→ What you should do
Work out the number of lines with the word "components" in the material below, then reply with that number only.

— start Data lines —

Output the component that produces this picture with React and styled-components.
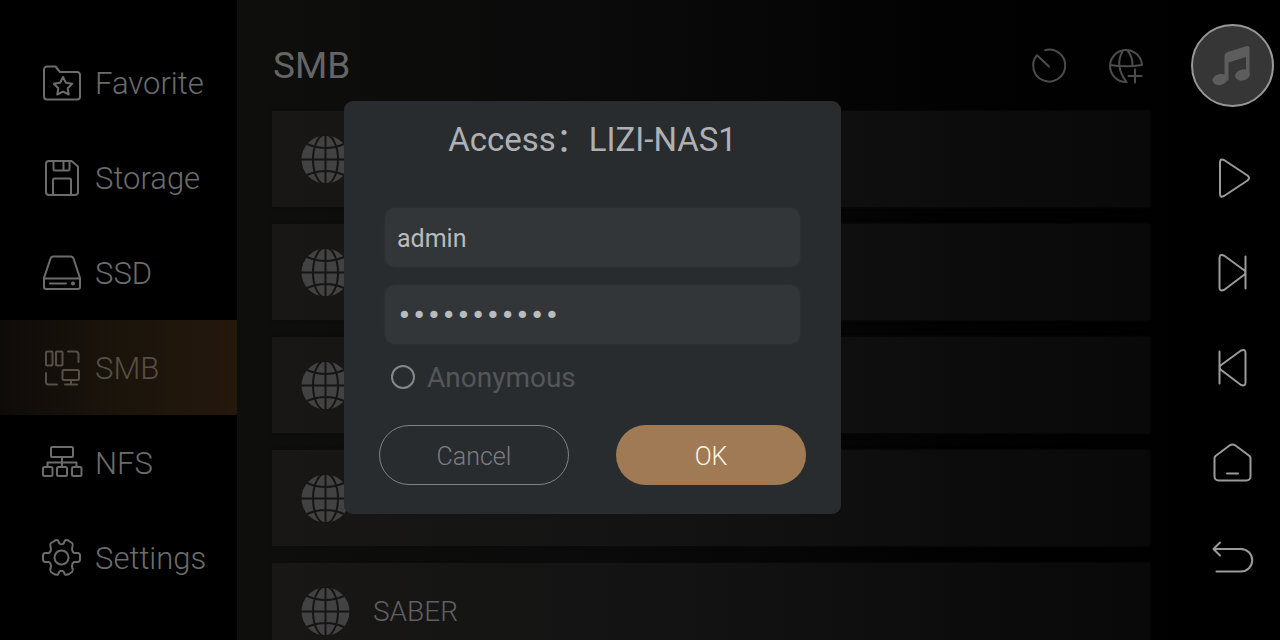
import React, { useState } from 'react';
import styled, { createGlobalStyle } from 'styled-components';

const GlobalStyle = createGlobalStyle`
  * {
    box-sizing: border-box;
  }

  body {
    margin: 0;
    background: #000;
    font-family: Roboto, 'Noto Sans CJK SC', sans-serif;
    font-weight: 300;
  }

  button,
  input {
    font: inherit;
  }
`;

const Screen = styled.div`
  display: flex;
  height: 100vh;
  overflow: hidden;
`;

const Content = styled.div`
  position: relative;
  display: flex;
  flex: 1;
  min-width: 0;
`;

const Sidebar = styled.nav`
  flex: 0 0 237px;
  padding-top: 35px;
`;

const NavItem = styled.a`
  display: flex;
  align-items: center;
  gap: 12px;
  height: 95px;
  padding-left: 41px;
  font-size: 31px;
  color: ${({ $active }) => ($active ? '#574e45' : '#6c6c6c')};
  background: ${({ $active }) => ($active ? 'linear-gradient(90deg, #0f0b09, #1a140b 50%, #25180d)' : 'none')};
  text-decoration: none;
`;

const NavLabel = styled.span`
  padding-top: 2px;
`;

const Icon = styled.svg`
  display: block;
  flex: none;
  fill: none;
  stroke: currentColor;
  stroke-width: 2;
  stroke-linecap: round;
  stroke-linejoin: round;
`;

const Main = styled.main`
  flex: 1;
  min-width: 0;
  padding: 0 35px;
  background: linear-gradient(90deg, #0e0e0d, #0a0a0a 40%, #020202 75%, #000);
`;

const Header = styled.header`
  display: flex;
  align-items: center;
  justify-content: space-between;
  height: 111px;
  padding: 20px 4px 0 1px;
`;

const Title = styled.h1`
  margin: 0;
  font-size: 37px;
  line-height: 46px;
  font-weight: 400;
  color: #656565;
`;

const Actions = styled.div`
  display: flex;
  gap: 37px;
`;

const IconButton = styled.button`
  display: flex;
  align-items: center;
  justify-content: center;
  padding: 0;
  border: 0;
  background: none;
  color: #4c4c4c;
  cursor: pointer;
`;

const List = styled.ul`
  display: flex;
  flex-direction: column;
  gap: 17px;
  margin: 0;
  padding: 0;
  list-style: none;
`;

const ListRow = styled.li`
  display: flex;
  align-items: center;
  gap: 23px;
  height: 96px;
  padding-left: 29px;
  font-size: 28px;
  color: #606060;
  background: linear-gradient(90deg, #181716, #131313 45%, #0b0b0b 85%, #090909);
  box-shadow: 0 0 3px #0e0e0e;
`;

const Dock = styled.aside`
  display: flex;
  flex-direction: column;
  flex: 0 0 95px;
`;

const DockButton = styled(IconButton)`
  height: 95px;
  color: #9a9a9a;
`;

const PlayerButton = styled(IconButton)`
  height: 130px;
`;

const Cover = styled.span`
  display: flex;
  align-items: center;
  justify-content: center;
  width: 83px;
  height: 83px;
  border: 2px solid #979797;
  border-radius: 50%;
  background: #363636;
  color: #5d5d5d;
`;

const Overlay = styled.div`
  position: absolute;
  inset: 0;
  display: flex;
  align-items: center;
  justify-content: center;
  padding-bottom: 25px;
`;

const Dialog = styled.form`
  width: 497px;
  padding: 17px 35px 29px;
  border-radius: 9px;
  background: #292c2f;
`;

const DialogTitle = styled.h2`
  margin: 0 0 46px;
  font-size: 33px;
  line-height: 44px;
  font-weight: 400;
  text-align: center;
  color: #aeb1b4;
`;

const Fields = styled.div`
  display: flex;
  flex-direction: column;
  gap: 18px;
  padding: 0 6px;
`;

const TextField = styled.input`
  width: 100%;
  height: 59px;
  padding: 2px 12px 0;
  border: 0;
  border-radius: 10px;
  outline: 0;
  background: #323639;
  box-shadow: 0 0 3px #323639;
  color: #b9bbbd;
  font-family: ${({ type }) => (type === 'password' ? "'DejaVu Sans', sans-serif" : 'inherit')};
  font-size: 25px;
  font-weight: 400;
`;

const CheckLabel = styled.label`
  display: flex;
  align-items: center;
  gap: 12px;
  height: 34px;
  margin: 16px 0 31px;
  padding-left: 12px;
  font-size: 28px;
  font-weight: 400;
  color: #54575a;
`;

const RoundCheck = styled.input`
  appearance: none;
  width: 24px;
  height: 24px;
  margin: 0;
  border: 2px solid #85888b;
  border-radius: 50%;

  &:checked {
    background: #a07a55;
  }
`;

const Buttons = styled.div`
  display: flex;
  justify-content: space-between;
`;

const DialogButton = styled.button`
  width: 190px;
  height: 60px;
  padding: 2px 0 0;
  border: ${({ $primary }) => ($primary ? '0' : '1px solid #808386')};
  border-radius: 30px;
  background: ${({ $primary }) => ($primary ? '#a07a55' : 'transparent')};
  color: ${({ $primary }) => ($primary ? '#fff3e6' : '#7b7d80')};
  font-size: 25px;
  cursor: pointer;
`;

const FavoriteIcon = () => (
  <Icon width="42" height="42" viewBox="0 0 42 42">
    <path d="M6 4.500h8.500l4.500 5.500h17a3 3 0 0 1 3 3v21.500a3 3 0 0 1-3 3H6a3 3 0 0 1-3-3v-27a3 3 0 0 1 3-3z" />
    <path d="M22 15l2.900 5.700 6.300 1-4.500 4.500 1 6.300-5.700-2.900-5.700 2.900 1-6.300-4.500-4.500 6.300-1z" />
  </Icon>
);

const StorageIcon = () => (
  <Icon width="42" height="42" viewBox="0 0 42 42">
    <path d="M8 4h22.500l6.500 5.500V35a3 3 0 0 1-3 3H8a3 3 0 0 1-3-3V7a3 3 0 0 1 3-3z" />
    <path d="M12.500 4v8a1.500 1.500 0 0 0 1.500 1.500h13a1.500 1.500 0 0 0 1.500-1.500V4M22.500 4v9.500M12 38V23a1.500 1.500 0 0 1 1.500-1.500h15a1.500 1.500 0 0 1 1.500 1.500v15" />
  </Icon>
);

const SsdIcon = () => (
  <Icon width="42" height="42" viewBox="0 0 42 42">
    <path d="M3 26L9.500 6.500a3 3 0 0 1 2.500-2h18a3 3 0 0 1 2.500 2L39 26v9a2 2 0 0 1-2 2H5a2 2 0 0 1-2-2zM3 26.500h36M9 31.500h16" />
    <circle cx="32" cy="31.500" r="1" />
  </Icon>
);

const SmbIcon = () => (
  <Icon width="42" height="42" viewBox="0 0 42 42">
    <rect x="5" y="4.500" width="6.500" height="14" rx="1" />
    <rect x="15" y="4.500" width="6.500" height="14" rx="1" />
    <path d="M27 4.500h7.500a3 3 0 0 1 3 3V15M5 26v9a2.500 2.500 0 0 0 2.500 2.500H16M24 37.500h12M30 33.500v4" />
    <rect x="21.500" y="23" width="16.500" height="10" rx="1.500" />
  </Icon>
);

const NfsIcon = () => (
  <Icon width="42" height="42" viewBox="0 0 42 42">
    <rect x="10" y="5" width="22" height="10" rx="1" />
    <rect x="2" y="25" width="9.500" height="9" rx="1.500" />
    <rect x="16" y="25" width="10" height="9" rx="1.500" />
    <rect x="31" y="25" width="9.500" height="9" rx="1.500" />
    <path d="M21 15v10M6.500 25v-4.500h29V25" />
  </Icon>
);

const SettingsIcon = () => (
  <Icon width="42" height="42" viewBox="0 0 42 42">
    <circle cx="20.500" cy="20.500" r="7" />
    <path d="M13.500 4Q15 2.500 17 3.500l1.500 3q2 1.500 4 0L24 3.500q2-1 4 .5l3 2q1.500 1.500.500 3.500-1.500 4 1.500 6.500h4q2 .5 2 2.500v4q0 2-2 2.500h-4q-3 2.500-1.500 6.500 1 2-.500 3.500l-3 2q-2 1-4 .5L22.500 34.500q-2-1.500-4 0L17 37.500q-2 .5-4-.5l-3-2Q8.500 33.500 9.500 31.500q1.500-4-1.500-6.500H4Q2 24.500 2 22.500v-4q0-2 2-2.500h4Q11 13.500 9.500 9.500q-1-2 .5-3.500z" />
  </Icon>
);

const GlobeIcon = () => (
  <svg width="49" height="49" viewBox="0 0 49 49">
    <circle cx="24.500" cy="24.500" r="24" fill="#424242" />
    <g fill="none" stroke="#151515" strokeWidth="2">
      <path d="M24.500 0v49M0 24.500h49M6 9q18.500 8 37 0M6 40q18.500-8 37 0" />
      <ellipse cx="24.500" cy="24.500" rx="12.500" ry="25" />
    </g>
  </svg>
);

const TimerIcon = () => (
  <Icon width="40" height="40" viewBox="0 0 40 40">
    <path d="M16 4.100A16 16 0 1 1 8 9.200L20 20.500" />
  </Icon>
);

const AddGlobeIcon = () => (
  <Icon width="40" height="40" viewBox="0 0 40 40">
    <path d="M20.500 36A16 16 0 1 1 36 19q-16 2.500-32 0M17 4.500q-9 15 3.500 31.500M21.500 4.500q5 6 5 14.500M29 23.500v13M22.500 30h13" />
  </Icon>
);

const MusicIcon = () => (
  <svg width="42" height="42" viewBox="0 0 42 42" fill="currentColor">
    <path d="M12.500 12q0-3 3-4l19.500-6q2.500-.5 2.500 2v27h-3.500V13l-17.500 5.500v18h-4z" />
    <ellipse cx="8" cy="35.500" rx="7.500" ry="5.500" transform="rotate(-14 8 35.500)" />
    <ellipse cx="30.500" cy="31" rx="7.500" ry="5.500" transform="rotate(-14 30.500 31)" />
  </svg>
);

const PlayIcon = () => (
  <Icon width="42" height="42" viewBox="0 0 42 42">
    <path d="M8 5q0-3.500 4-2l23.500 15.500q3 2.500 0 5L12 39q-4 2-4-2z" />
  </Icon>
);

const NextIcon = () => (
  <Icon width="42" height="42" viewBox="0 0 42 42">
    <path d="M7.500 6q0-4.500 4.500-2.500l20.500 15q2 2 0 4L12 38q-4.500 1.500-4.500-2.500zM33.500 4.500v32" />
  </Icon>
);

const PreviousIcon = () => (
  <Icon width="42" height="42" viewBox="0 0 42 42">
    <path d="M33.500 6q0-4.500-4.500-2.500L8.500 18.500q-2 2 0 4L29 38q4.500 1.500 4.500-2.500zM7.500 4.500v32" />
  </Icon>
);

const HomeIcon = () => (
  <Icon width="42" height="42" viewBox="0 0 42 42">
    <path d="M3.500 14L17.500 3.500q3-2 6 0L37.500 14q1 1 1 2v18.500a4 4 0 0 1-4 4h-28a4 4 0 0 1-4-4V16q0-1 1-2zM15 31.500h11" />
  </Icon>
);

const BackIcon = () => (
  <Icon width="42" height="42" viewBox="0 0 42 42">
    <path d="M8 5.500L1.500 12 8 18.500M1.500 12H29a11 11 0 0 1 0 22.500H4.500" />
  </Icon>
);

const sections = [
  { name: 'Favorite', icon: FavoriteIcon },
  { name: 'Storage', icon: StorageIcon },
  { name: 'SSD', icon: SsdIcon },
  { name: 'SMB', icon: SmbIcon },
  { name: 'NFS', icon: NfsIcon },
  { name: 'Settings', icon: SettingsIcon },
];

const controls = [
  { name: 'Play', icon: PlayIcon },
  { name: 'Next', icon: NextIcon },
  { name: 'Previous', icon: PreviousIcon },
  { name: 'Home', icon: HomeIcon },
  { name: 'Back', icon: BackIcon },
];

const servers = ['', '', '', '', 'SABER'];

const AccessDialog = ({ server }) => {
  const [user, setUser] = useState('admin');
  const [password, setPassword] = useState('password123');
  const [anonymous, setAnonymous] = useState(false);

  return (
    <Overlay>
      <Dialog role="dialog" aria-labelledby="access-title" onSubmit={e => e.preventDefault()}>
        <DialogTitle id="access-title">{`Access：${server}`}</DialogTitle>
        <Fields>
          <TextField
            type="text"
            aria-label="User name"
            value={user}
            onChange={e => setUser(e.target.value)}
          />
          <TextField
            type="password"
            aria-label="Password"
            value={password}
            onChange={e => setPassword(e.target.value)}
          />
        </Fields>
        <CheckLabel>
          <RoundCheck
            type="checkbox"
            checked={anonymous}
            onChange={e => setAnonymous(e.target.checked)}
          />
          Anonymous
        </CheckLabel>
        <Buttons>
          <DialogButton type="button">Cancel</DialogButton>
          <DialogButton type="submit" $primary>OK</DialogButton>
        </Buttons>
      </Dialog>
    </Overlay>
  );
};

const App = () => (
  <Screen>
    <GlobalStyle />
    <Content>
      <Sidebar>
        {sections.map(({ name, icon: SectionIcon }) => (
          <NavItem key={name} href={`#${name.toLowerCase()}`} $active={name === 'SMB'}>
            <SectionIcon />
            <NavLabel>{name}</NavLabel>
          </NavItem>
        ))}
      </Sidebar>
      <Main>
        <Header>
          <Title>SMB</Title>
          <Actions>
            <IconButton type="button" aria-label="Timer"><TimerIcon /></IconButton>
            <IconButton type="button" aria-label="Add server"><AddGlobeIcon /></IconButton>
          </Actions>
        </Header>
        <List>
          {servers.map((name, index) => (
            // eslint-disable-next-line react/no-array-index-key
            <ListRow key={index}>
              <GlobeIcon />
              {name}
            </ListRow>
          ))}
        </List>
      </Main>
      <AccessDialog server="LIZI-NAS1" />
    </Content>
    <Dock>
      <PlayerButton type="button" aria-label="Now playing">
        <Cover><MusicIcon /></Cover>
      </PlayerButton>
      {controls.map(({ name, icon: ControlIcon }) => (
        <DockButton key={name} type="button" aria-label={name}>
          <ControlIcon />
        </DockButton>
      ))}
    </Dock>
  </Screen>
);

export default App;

— end Data lines —

→ Task answer
2